Within the material below, transcribe exactly the lines from the one holding "Emit a component" through the one holding "const button_font: string", keeping both ends and skipping the rest.

^^^^^^^^^^^^^^^^

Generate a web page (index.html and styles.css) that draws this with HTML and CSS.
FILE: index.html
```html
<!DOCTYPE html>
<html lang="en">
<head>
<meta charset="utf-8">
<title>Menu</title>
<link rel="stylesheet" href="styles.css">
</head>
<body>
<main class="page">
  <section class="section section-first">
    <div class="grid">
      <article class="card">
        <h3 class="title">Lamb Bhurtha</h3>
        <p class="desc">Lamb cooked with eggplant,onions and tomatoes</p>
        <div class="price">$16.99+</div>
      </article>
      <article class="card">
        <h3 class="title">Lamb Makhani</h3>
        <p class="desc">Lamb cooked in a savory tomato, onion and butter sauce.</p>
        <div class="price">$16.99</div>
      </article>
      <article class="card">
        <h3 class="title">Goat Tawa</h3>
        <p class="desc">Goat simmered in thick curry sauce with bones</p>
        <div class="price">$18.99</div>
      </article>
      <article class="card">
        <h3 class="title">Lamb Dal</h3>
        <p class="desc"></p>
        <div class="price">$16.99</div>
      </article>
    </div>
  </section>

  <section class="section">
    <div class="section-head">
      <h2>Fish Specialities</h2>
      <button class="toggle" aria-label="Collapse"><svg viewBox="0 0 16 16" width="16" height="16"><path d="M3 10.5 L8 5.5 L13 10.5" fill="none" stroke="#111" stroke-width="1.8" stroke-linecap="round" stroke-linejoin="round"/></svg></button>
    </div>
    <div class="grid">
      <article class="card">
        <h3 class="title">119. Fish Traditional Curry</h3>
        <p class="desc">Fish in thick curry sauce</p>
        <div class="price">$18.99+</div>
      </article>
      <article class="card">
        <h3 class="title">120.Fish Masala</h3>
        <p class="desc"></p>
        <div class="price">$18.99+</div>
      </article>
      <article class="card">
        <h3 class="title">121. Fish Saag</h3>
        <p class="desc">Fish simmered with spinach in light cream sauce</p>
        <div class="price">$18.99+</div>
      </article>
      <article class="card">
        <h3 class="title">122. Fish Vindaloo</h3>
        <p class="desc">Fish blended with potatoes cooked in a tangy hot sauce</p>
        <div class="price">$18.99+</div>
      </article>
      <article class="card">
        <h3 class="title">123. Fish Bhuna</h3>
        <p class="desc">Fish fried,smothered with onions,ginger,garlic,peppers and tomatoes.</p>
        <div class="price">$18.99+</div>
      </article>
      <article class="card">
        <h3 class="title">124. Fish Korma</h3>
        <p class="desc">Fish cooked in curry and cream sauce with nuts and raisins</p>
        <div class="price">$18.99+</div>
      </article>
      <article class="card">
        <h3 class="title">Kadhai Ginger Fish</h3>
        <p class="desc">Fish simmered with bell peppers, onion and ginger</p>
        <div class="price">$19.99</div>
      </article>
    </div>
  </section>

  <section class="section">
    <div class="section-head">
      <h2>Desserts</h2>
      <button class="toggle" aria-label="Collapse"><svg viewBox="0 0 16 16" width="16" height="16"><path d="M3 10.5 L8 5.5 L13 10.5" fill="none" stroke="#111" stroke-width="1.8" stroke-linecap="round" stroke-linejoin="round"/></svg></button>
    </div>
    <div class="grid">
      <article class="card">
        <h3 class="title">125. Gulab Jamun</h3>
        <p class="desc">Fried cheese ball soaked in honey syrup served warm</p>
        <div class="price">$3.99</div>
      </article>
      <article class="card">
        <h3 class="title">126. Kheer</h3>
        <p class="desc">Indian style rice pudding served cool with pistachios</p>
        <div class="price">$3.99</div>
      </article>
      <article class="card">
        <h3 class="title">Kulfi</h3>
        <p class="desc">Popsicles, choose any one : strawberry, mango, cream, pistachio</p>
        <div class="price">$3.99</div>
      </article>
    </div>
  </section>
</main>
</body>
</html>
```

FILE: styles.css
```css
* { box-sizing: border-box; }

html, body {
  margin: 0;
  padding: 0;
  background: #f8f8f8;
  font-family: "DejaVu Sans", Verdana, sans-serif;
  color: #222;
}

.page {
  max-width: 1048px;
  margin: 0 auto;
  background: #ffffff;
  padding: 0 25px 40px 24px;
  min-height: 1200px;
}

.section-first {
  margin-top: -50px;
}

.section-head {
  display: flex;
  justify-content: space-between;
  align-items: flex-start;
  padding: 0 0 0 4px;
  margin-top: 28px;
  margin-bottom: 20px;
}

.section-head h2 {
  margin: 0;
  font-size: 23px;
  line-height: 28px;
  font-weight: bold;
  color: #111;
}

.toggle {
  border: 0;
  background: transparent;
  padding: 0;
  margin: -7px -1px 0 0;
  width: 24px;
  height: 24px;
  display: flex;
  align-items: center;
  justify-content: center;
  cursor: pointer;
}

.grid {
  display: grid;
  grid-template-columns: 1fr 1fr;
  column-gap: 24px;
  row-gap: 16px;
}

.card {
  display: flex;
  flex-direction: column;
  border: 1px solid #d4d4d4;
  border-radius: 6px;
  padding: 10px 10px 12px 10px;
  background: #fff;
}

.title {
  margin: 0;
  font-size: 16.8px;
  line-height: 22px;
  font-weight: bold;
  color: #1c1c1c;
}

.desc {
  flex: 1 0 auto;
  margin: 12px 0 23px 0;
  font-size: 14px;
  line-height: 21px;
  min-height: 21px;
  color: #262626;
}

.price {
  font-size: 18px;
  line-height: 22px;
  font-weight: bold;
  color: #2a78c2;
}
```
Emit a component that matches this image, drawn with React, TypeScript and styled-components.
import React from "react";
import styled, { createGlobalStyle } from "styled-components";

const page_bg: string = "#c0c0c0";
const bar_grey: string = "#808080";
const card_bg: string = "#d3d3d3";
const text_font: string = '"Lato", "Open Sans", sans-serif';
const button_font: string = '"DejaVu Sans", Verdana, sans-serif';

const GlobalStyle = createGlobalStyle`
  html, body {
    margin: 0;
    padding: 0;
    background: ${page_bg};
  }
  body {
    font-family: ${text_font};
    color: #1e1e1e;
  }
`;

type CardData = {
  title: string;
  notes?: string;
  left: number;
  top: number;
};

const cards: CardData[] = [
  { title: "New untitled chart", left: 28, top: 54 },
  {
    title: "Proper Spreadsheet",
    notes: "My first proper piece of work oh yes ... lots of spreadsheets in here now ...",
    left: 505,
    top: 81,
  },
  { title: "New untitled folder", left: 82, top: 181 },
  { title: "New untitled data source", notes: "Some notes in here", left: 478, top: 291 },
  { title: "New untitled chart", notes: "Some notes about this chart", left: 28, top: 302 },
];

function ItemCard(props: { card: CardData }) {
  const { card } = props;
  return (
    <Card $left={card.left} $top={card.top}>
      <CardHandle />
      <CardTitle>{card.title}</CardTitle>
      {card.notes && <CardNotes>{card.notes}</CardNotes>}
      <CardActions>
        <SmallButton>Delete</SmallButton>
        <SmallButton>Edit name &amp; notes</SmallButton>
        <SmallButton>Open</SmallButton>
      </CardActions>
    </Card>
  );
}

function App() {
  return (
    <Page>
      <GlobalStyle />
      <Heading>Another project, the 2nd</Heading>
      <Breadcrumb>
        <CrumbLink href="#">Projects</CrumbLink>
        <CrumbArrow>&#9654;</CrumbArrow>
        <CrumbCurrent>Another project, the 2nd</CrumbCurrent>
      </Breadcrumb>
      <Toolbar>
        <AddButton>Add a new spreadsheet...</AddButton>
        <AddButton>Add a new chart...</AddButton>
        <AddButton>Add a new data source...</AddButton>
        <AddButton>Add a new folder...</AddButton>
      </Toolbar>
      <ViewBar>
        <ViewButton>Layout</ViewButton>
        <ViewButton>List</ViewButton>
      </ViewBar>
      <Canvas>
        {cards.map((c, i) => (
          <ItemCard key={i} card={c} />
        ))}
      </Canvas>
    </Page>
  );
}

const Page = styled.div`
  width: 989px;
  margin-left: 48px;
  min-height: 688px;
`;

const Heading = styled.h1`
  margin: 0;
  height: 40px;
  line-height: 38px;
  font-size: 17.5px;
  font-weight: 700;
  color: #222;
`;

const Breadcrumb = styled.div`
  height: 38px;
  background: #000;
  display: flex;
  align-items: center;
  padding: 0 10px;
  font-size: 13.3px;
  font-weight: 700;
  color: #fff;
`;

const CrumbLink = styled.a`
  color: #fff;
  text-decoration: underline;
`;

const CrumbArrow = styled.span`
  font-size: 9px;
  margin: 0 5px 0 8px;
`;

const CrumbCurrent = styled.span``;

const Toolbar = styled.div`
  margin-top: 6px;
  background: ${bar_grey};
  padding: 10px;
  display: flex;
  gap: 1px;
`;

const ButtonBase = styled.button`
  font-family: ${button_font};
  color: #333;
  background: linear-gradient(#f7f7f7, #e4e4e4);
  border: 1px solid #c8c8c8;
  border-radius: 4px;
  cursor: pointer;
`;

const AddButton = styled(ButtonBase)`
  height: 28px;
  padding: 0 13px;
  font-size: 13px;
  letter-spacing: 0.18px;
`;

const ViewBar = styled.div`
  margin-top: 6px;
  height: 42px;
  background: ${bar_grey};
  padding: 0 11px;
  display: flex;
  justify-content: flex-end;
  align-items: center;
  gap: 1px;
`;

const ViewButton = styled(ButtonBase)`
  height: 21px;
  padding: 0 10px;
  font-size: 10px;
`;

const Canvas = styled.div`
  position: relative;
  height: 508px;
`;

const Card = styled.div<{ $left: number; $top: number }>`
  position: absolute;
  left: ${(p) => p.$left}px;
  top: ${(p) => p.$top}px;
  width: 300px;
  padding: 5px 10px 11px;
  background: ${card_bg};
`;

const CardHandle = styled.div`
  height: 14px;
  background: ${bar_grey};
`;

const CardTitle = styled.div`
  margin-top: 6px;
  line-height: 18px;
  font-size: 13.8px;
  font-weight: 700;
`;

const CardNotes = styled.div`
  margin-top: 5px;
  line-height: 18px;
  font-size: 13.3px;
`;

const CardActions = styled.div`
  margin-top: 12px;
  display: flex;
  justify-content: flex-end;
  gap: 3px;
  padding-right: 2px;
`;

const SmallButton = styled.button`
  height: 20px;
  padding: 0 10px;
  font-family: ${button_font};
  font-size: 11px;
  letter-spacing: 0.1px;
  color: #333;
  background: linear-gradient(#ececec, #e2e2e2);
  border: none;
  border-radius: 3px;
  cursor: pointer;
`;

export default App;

^^^^^^^^^^^^^^^^

- _Result_
Emit a component that matches this image, drawn with React, TypeScript and styled-components.
import React from "react";
import styled, { createGlobalStyle } from "styled-components";

const page_bg: string = "#c0c0c0";
const bar_grey: string = "#808080";
const card_bg: string = "#d3d3d3";
const text_font: string = '"Lato", "Open Sans", sans-serif';
const button_font: string = '"DejaVu Sans", Verdana, sans-serif';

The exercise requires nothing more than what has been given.